If I am asked out to lunch by two guys who are purported to be representatives of the Muslim Brotherhood and they are "anxious to give $5 million to NPR," I would be smelling a set-up of some flavor long before I got to the restaurant.

I would also assume that the restaurant's Executive Chef had an ample supply of crow on hand to serve, along with a side order of Cole-Haans.

As a former colleague of mine used to say in cases like this, "Dumb, dumb, dumb."

Posted by John O. | March 8, 2011 12:35 PM


I don't love everything about NPR, but there's no evidence whatsoever of a lack of intellectual rigor at NPR.

Why is it "jaw-dropping" to hear the NPR people talk about Christain fundamentalists hijacking the Republican Party? This is news to you? You need to get out more.

It's also true what Schiller said about Republicans appealing to the uneducated. "Uneducated" is an over-simplification, but that IS the Republican base. How else would they succeed in marketing their ideas to people whose best interests are not served by those ideas?

Posted by Jamie | March 8, 2011 12:38 PM


// Their anti-intellectualism is too deeply rooted in liberal and academic prejudices.//

Huh? Isn't that counter-stating your "point"?

Posted by Tyler | March 8, 2011 12:38 PM


I neglected to add that it would not matter if it was the Muslim Brotherhood, or the International Brotherhood of Electrical Workers, I'd still be skeptical of being set-up.

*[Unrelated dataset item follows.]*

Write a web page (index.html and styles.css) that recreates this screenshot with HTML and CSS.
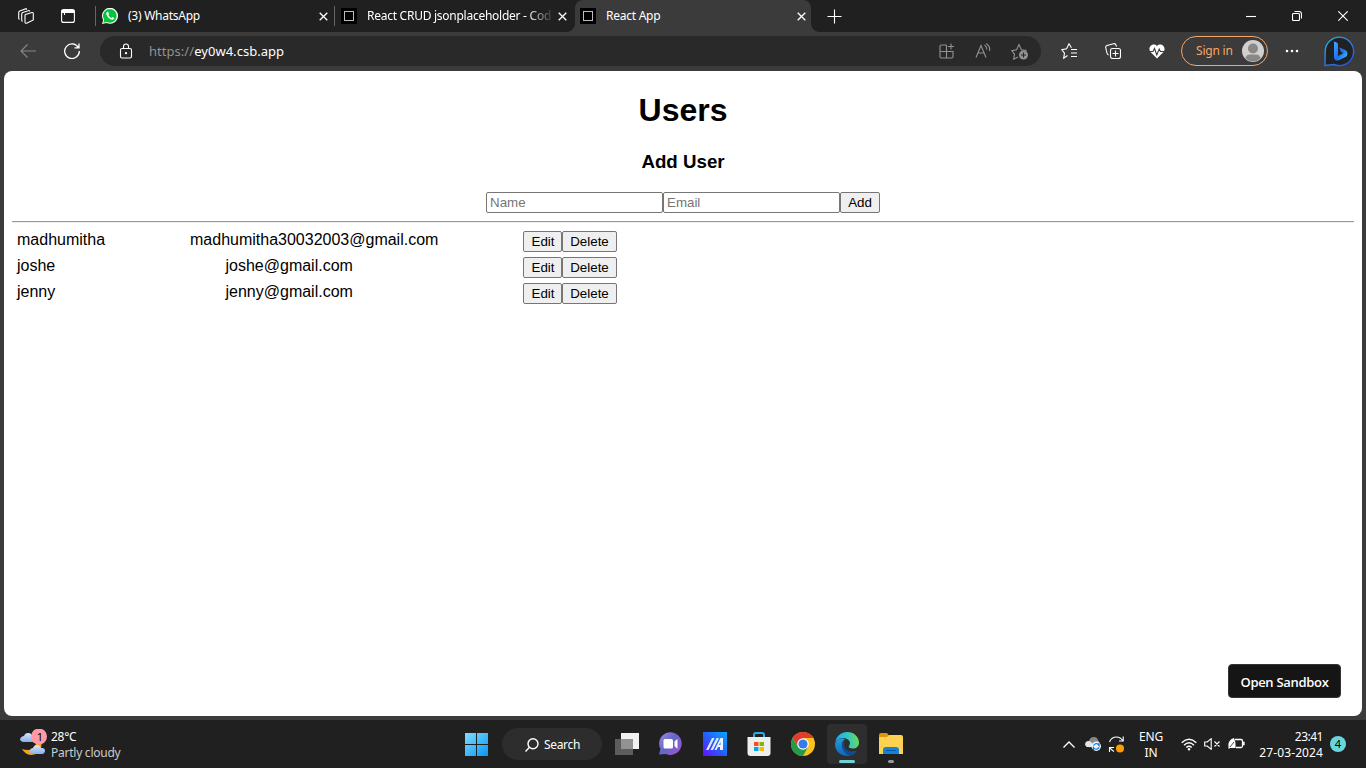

Posted by John O. | March 8, 2011 12:38 PM


We don't know that NPR knew BEFORE they went to lunch that they (supposedly) wanted to contribute $5 million to NPR. We don't even know that they knew they were supposedly with the Muslim Brotherhood.

We also don't know if they were just being polite in some of the things they said and did, like laughing and saying "oh, that's a good one" about the National Palestinian Radio thing. I've heard that before, so I'm sure that NPR staff have heard it too. So I think they were just being "polite" as most of us would do as human beings, in laughing at the joke.

Posted by Jamie | March 8, 2011 12:47 PM


My tea party friends still give me grief because I once wrote that they had an obligation to call out the racists among them at rallies and such. So I'll apply the same standard here.

If someone you're having lunch with starts talking about the Jews controlling the media, there is no polite any more than there's polite when someone holds up a picture of Barack Obama as a monkey.

The only appropriate response is repudiation. Otherwise you're guilty by association.

I don't buy that Schiller's actions are indicative of an organizational bias (there's some evidence that public radio's audience isn't so much liberal as it is educated, some have suggested, and there are many educated Republicans among the audience). It *is* however indicative of massive stupid judgment.

It also pretty much makes the CPB funding question less an intellectual exercise and roots it solidly in the usual us vs. them realm with which more and more issues in America are placed for discussion.

Posted by Bob Collins | March 8, 2011 1:11 PM


Point taken, Bob. I'm unable to see the video as it's blocked here at work.

Posted by Tyler | March 8, 2011 1:23 PM


I can't watch the video right now, but I have a question. Many of O'Keefe's other videos were later shown to be heavily edited to put the subject in the worst possible light. How do we know he didn't do that here?

Posted by MR | March 8, 2011 1:39 PM


GregS writes
"you can hear the man every morning and every evening on NPR in the lack of intellectual rigor that permeates NPR programming."

Compared to what alternatives? Newshour on PBS, perhaps, but only by a smidgen. Certainly nothing that I've heard or seen on cable or broadcast television comes even close.

Posted by bsimon | March 8, 2011 1:46 PM


You're right, Bob. *I* would not have been polite. And they shouldn't have been. But some people are less comfortable with conflict - especially, perhaps when they're stuck at lunch with the people who are offending them.

Schiller did repudiate at least one thing the supposed Muslims said, if I remember correctly.

Posted by Jamie | March 8, 2011 1:49 PM


"The only appropriate response is repudiation. - Bob Collins"

Exactly.

"Otherwise you're guilty by association - Bob Collins"

No Bob, otherwise you're a jerk.

"I don't buy that Schiller's actions are indicative of an organizational bias (there's some evidence that public radio's audience isn't so much liberal as it is educated.

The more time one spends in academia, the more one absorbs liberal academic culture. Because of this, it is safe to say, the more time one spends in school, the less educated one becomes.

Schools do a great job of training specialists but do a horrible job of developing intellectual rigor.

I refer you again to the NYT article Social Scientist Sees Bias Within At least one academic area is dealing honestly with their problems.

Posted by GregS | March 8, 2011 2:31 PM


"Compared to what alternatives? - bsimon"

Are you suggesting that intellectual sloppiness is okay as long as it's less than the alternatives?

My kids tried that argument once, I still made them clean their rooms.

Posted by GregS | March 8, 2011 2:37 PM


Funny how this 'prank' is getting the politcal sides heated, just opposite of the WI governors phone call though.

Posted by BJ | March 8, 2011 3:03 PM


GregS - "The more time one spends in academia, the more one absorbs liberal academic culture. Because of this, it is safe to say, the more time one spends in school, the less educated one becomes."

I'd love to see the data and research that supports this statement. I think it is only "safe to say" that it takes a grotesque leap in logic to follow this line of thinking.